• What the task requires: Make an exact copy of the listing below.

• Provided material:
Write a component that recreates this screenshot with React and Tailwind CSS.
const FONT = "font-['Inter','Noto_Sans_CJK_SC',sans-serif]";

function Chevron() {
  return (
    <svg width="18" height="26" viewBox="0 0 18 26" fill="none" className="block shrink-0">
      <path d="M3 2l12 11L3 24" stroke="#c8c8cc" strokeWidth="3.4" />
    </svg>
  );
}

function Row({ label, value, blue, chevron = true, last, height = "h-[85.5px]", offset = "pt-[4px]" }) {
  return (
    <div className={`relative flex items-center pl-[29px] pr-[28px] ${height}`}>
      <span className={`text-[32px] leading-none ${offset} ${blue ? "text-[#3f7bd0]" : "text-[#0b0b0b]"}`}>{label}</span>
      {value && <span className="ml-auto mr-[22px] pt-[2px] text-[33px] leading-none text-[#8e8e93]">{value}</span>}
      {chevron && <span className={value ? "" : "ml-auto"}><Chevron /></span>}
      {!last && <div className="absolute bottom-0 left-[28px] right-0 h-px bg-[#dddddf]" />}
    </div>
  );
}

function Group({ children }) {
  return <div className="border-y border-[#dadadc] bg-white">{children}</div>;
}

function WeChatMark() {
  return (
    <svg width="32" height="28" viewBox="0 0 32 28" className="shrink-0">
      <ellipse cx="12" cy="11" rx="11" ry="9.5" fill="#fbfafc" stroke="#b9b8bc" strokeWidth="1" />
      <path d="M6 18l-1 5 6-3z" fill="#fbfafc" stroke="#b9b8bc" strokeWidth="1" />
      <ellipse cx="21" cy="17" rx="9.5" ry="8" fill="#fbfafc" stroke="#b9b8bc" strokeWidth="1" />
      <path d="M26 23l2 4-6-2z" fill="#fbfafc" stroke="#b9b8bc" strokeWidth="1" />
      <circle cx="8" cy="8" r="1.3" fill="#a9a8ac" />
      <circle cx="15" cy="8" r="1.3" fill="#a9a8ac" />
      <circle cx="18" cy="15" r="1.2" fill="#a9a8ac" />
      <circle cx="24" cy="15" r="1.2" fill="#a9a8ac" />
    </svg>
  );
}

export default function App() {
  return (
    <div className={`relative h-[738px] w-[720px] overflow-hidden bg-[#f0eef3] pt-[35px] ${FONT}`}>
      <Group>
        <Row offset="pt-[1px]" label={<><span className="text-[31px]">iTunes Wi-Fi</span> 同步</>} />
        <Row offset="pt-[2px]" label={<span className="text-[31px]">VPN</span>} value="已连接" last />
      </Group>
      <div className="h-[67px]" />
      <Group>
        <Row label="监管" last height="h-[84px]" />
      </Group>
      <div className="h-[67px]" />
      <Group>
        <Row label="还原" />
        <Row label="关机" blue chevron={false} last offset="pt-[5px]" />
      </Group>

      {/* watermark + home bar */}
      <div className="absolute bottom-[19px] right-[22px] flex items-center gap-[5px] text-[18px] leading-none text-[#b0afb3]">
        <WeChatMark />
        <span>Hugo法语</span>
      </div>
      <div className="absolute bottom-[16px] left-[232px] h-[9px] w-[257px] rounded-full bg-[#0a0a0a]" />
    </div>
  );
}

• Answer to this exercise:
Write a component that recreates this screenshot with React and Tailwind CSS.
const FONT = "font-['Inter','Noto_Sans_CJK_SC',sans-serif]";

function Chevron() {
  return (
    <svg width="18" height="26" viewBox="0 0 18 26" fill="none" className="block shrink-0">
      <path d="M3 2l12 11L3 24" stroke="#c8c8cc" strokeWidth="3.4" />
    </svg>
  );
}

function Row({ label, value, blue, chevron = true, last, height = "h-[85.5px]", offset = "pt-[4px]" }) {
  return (
    <div className={`relative flex items-center pl-[29px] pr-[28px] ${height}`}>
      <span className={`text-[32px] leading-none ${offset} ${blue ? "text-[#3f7bd0]" : "text-[#0b0b0b]"}`}>{label}</span>
      {value && <span className="ml-auto mr-[22px] pt-[2px] text-[33px] leading-none text-[#8e8e93]">{value}</span>}
      {chevron && <span className={value ? "" : "ml-auto"}><Chevron /></span>}
      {!last && <div className="absolute bottom-0 left-[28px] right-0 h-px bg-[#dddddf]" />}
    </div>
  );
}

function Group({ children }) {
  return <div className="border-y border-[#dadadc] bg-white">{children}</div>;
}

function WeChatMark() {
  return (
    <svg width="32" height="28" viewBox="0 0 32 28" className="shrink-0">
      <ellipse cx="12" cy="11" rx="11" ry="9.5" fill="#fbfafc" stroke="#b9b8bc" strokeWidth="1" />
      <path d="M6 18l-1 5 6-3z" fill="#fbfafc" stroke="#b9b8bc" strokeWidth="1" />
      <ellipse cx="21" cy="17" rx="9.5" ry="8" fill="#fbfafc" stroke="#b9b8bc" strokeWidth="1" />
      <path d="M26 23l2 4-6-2z" fill="#fbfafc" stroke="#b9b8bc" strokeWidth="1" />
      <circle cx="8" cy="8" r="1.3" fill="#a9a8ac" />
      <circle cx="15" cy="8" r="1.3" fill="#a9a8ac" />
      <circle cx="18" cy="15" r="1.2" fill="#a9a8ac" />
      <circle cx="24" cy="15" r="1.2" fill="#a9a8ac" />
    </svg>
  );
}

export default function App() {
  return (
    <div className={`relative h-[738px] w-[720px] overflow-hidden bg-[#f0eef3] pt-[35px] ${FONT}`}>
      <Group>
        <Row offset="pt-[1px]" label={<><span className="text-[31px]">iTunes Wi-Fi</span> 同步</>} />
        <Row offset="pt-[2px]" label={<span className="text-[31px]">VPN</span>} value="已连接" last />
      </Group>
      <div className="h-[67px]" />
      <Group>
        <Row label="监管" last height="h-[84px]" />
      </Group>
      <div className="h-[67px]" />
      <Group>
        <Row label="还原" />
        <Row label="关机" blue chevron={false} last offset="pt-[5px]" />
      </Group>

      {/* watermark + home bar */}
      <div className="absolute bottom-[19px] right-[22px] flex items-center gap-[5px] text-[18px] leading-none text-[#b0afb3]">
        <WeChatMark />
        <span>Hugo法语</span>
      </div>
      <div className="absolute bottom-[16px] left-[232px] h-[9px] w-[257px] rounded-full bg-[#0a0a0a]" />
    </div>
  );
}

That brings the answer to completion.